Svoboda’s real breakthrough came with the 2012 elections. It is now the largest party in three regions. On a national basis, they received over 10% of the vote (17% in Kiev), but in the city of Lviv and the surrounding districts they reached 31-38%.
Svoboda means ‘freedom’, but it is not freedom that the party is interested in. Their desire is to create an ethnically pure and dictatorial Ukraine. Representatives of the EU and of the West have acquitted themselves poorly by taking part in protests in Kiev together with this fascist party.
It’s easy to see how Svoboda’s policies, if they were carried out, could provoke war with Russia, and it’s not hard to imagine the EU and Germany being dragged into such a war either.
In steps China
Into this scenario of chaos – to put it mildly – there suddenly steps an all-new player, China. And it comes bearing what Ukraine is most interested in: capital and investments.
In 2012, China lent Ukraine 3 billion US dollars for the agriculture sector and 3.7 billion for the energy sector. As part of the deal, Ukraine will export 4 million tonnes of grain to China. In September 2013, Ukraine was offered a further 3 billion dollars from China to improve irrigation systems, with the aim of increasing grain production by 50%. This is presumably part of a broader arrangement in which China will buy 3 million hectares of agricultural land (an area slightly larger than that of Albania) from Ukraine.
Since the negotiations with the IMF on loan conditions reached an impasse, Ukraine has been desperately on the look-out for other loans.

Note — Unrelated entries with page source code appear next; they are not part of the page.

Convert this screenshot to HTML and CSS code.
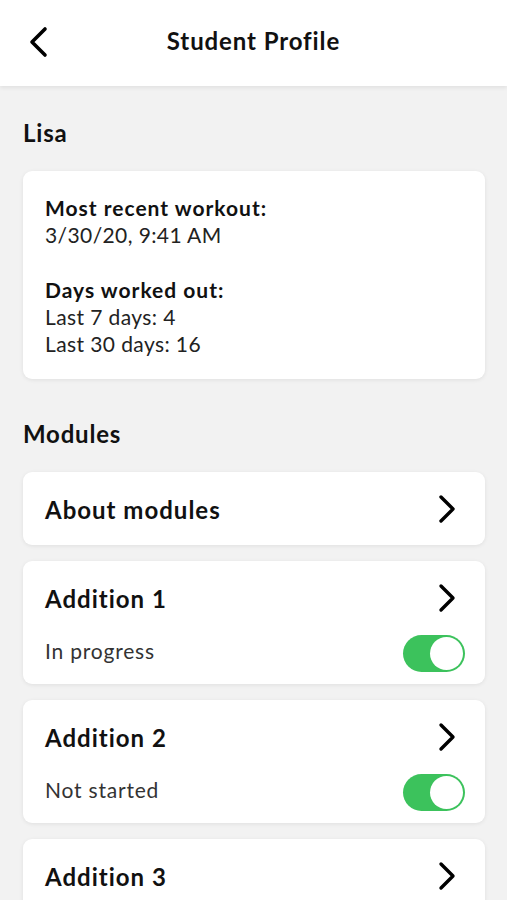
FILE: index.html
```html
<!DOCTYPE html>
<html lang="en">
<head>
    <meta charset="UTF-8">
    <meta name="viewport" content="width=device-width, initial-scale=1.0">
    <title>Student Profile</title>
    <link rel="stylesheet" href="styles.css">
</head>
<body>
    <header class="topbar">
        <button class="back-btn" title="Back">
            <svg width="22" height="32" viewBox="0 0 22 32"><path d="M18 3 L5 16 L18 29" fill="none" stroke="#000" stroke-width="3.6" stroke-linecap="round" stroke-linejoin="round"/></svg>
        </button>
        <h1 class="topbar-title">Student Profile</h1>
        <div></div>
    </header>
    <main class="content">
        <h2 class="section-title first">Lisa</h2>
        <div class="card stats-card">
            <div class="stat-label">Most recent workout:</div>
            <div class="stat-value">3/30/20, 9:41 AM</div>
            <div class="stat-label spaced">Days worked out:</div>
            <div class="stat-value">Last 7 days: 4</div>
            <div class="stat-value">Last 30 days: 16</div>
        </div>

        <h2 class="section-title">Modules</h2>
        <ul class="module-list">
            <li class="card module-card simple">
                <div class="module-head">
                    <span class="module-name">About modules</span>
                    <svg class="chevron" width="20" height="30" viewBox="0 0 20 30"><path d="M4 3 L16 15 L4 27" fill="none" stroke="#000" stroke-width="3.4" stroke-linecap="round" stroke-linejoin="round"/></svg>
                </div>
            </li>
            <li class="card module-card">
                <div class="module-head">
                    <span class="module-name">Addition 1</span>
                    <svg class="chevron" width="20" height="30" viewBox="0 0 20 30"><path d="M4 3 L16 15 L4 27" fill="none" stroke="#000" stroke-width="3.4" stroke-linecap="round" stroke-linejoin="round"/></svg>
                </div>
                <div class="module-status">
                    <span>In progress</span>
                    <label class="toggle"><input type="checkbox" checked><span class="toggle-track"></span></label>
                </div>
            </li>
            <li class="card module-card">
                <div class="module-head">
                    <span class="module-name">Addition 2</span>
                    <svg class="chevron" width="20" height="30" viewBox="0 0 20 30"><path d="M4 3 L16 15 L4 27" fill="none" stroke="#000" stroke-width="3.4" stroke-linecap="round" stroke-linejoin="round"/></svg>
                </div>
                <div class="module-status">
                    <span>Not started</span>
                    <label class="toggle"><input type="checkbox" checked><span class="toggle-track"></span></label>
                </div>
            </li>
            <li class="card module-card">
                <div class="module-head">
                    <span class="module-name">Addition 3</span>
                    <svg class="chevron" width="20" height="30" viewBox="0 0 20 30"><path d="M4 3 L16 15 L4 27" fill="none" stroke="#000" stroke-width="3.4" stroke-linecap="round" stroke-linejoin="round"/></svg>
                </div>
                <div class="module-status">
                    <span>Not started</span>
                    <label class="toggle"><input type="checkbox" checked><span class="toggle-track"></span></label>
                </div>
            </li>
        </ul>
    </main>
</body>
</html>
```
FILE: styles.css
```css
body {
    margin: 0;
    padding: 0;
    background: #f2f2f2;
    font-family: Lato, "Open Sans", Arial, sans-serif;
    color: #111;
}
.topbar {
    height: 86px;
    background: #fff;
    display: grid;
    grid-template-columns: 1fr auto 1fr;
    align-items: center;
    box-shadow: 0 2px 4px rgba(0, 0, 0, 0.07);
    position: relative;
    z-index: 2;
}
.back-btn {
    background: none;
    border: none;
    padding: 0;
    margin-left: 27px;
    width: 22px;
    height: 32px;
    cursor: pointer;
    margin-top: -2px;
}
.topbar-title {
    margin: 0;
    font-size: 24px;
    font-weight: 700;
    letter-spacing: 0.9px;
    color: #111;
    margin-top: -5px;
}
.content {
    padding: 0 22px 0 23px;
}
.section-title {
    margin: 41px 0 24px 0;
    font-size: 24px;
    line-height: 28px;
    font-weight: 700;
    letter-spacing: 0.8px;
    color: #111;
}
.section-title.first {
    margin-top: 33px;
}
.card {
    background: #fff;
    border-radius: 9px;
    box-shadow: 0 1px 4px rgba(0, 0, 0, 0.08);
}
.stats-card {
    padding: 23px 22px 22px 22px;
}
.stat-label {
    font-size: 21px;
    line-height: 27px;
    font-weight: 700;
    letter-spacing: 1px;
    color: #111;
}
.stat-label.spaced {
    margin-top: 28px;
}
.stat-value {
    font-size: 21px;
    line-height: 27px;
    letter-spacing: 0.4px;
    color: #222;
}
.module-list {
    list-style: none;
    margin: 0;
    padding: 0;
    display: flex;
    flex-direction: column;
    gap: 16px;
}
.module-card {
    padding: 23px 20px 12px 22px;
}
.module-card.simple {
    padding: 23px 20px 22px 22px;
}
.module-head {
    display: flex;
    justify-content: space-between;
    align-items: center;
    height: 28px;
    padding-right: 8px;
}
.module-name {
    font-size: 24px;
    font-weight: 700;
    letter-spacing: 1px;
    color: #111;
}
.module-status {
    display: flex;
    justify-content: space-between;
    align-items: center;
    margin-top: 23px;
    font-size: 21px;
    letter-spacing: 0.8px;
    color: #333;
}
.module-status span {
    margin-bottom: 6px;
}
.toggle {
    display: block;
    width: 62px;
    height: 37px;
    cursor: pointer;
}
.toggle input {
    display: none;
}
.toggle-track {
    display: block;
    width: 100%;
    height: 100%;
    border-radius: 19px;
    background: #3cc25c;
    position: relative;
}
.toggle-track::after {
    content: "";
    position: absolute;
    top: 2px;
    right: 2px;
    width: 33px;
    height: 33px;
    border-radius: 50%;
    background: #fff;
}
```
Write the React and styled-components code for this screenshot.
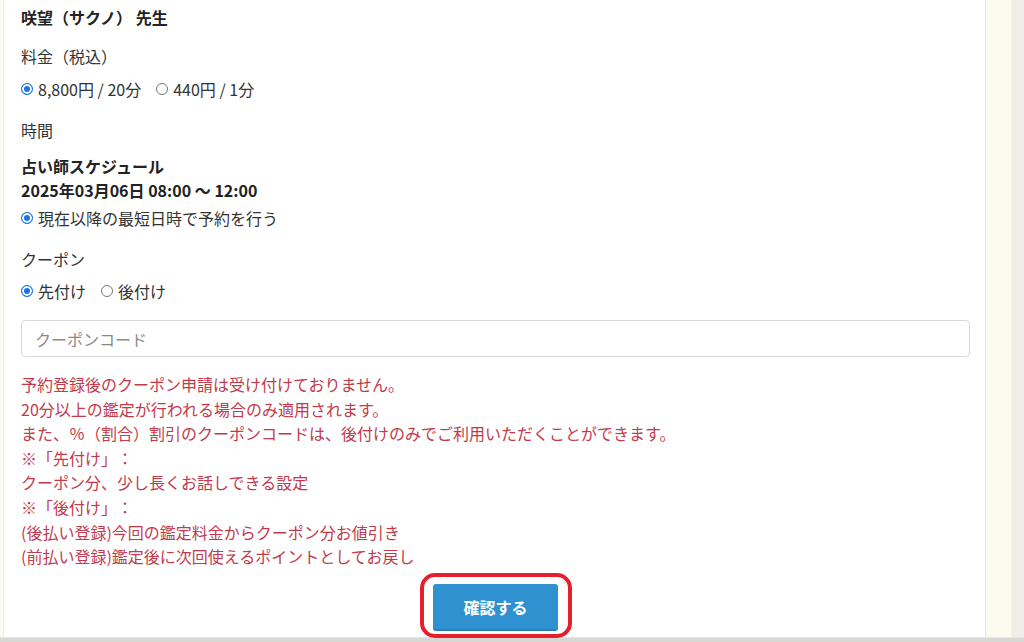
import React, { useState } from "react";
import styled, { createGlobalStyle, css } from "styled-components";

const GlobalStyle = createGlobalStyle`
  html, body {
    margin: 0;
    padding: 0;
    background: #fcfbf1;
  }

  body {
    font-family: "Noto Sans CJK JP", "Noto Sans", "Liberation Sans", sans-serif;
    color: #333;
    text-spacing-trim: space-all;
  }
`;

const Frame = styled.div`
  display: flex;
  flex-direction: column;
  width: 1024px;
  height: 642px;
  overflow: hidden;
`;

const Main = styled.div`
  display: flex;
  flex: 1;
  min-height: 0;
`;

const Gutter = styled.div`
  width: 3px;
  background: #fbfbf5;
`;

const Panel = styled.div`
  width: 983px;
  background: #fff;
  border-left: 1px solid #eeeee8;
  border-right: 1px solid #e8e8e2;
  padding: 5px 15px 0 17px;
  box-sizing: border-box;
  display: flex;
  flex-direction: column;
  font-size: 16px;
  line-height: 24px;
`;

const Margin = styled.div`
  width: 25px;
  background: #fcfbf0;
`;

const Track = styled.div`
  flex: 1;
  background: #efeee6;
  border-left: 1px solid #f3f2ea;
`;

const BottomBar = styled.div`
  height: 4px;
  background: #d7d7d5;
  border-top: 1px solid #e6e6e2;
`;

const Heading = styled.div`
  font-weight: 700;
  color: #222;
  margin-top: ${({ $gap }) => $gap || 0}px;
`;

const Label = styled.div`
  color: #333;
  margin-top: ${({ $gap }) => $gap || 0}px;
`;

const RadioRow = styled.div`
  display: flex;
  align-items: center;
  gap: 15px;
  margin-top: ${({ $gap }) => $gap || 0}px;
`;

const RadioItem = styled.label`
  display: flex;
  align-items: center;
  gap: 5px;
  cursor: pointer;
  color: #333;
`;

const Dot = styled.span`
  width: 12px;
  height: 12px;
  border-radius: 50%;
  box-sizing: border-box;
  border: 1px solid #767676;
  background: #fff;
  flex-shrink: 0;

  ${({ $checked }) =>
    $checked &&
    css`
      border: 1px solid #1a73e8;
      background: #1a73e8;
      box-shadow: inset 0 0 0 2px #fff;
    `};
`;

const Input = styled.input`
  margin-top: 17px;
  width: 100%;
  height: 37px;
  box-sizing: border-box;
  border: 1px solid #d8d8d8;
  border-radius: 4px;
  padding: 0 13px;
  font-family: inherit;
  font-size: 16px;
  color: #333;
  outline: none;

  &::placeholder {
    color: #8a8a8a;
  }
`;

const Notice = styled.div`
  margin-top: 15px;
  color: #c23a4b;
  line-height: 24.6px;
`;

const Actions = styled.div`
  display: flex;
  justify-content: center;
  margin-top: 15px;
`;

const ButtonWrap = styled.div`
  position: relative;
`;

const Button = styled.button`
  width: 125px;
  height: 47px;
  border: none;
  border-radius: 3px;
  background: #2f91d0;
  box-shadow: inset 0 -2px 0 rgba(0, 0, 0, 0.12);
  color: #fff;
  font-family: inherit;
  font-size: 16px;
  font-weight: 700;
  cursor: pointer;
`;

const Highlight = styled.div`
  position: absolute;
  top: -11px;
  left: -13px;
  right: -14px;
  bottom: -7px;
  border: 4px solid #e3202c;
  border-radius: 15px;
  pointer-events: none;
`;

function Radio({ checked, children, onSelect }) {
  return (
    <RadioItem onClick={onSelect}>
      <Dot $checked={checked} />
      <span>{children}</span>
    </RadioItem>
  );
}

const notes = [
  "予約登録後のクーポン申請は受け付けておりません。",
  "20分以上の鑑定が行われる場合のみ適用されます。",
  "また、％（割合）割引のクーポンコードは、後付けのみでご利用いただくことができます。",
  "※「先付け」：",
  "クーポン分、少し長くお話しできる設定",
  "※「後付け」：",
  "(後払い登録)今回の鑑定料金からクーポン分お値引き",
  "(前払い登録)鑑定後に次回使えるポイントとしてお戻し",
];

export default function App() {
  const [plan, setPlan] = useState("20");
  const [coupon, setCoupon] = useState("pre");

  return (
    <Frame>
      <GlobalStyle />
      <Main>
        <Gutter />
        <Panel>
          <Heading>咲望（サクノ） 先生</Heading>

          <Label $gap={15}>料金（税込）</Label>
          <RadioRow $gap={9}>
            <Radio checked={plan === "20"} onSelect={() => setPlan("20")}>
              8,800円 / 20分
            </Radio>
            <Radio checked={plan === "1"} onSelect={() => setPlan("1")}>
              440円 / 1分
            </Radio>
          </RadioRow>

          <Label $gap={17}>時間</Label>
          <Heading $gap={12}>占い師スケジュール</Heading>
          <Heading>2025年03月06日 08:00 〜 12:00</Heading>
          <RadioRow $gap={4}>
            <Radio checked>現在以降の最短日時で予約を行う</Radio>
          </RadioRow>

          <Label $gap={17}>クーポン</Label>
          <RadioRow $gap={8}>
            <Radio checked={coupon === "pre"} onSelect={() => setCoupon("pre")}>
              先付け
            </Radio>
            <Radio checked={coupon === "post"} onSelect={() => setCoupon("post")}>
              後付け
            </Radio>
          </RadioRow>

          <Input placeholder="クーポンコード" />

          <Notice>
            {notes.map((line) => (
              <div key={line}>{line}</div>
            ))}
          </Notice>

          <Actions>
            <ButtonWrap>
              <Button>確認する</Button>
              <Highlight />
            </ButtonWrap>
          </Actions>
        </Panel>
        <Margin />
        <Track />
      </Main>
      <BottomBar />
    </Frame>
  );
}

China has also been willing to act as a creditor.
In the middle of the mass protests in Kiev, President Yanukovych travelled to China to sign an agreement with the Chinese President Xi Jinping, reportedly securing investments in Ukraine from China worth approximately 8 billion dollars.
A drama of historical proportions is unfolding in one of Europe’s largest countries. ‘Ukraine has not yet died!’
 The lyrics were officially modified in 2003 so that the first line now translates as ‘Ukraine’s glory has not yet died’.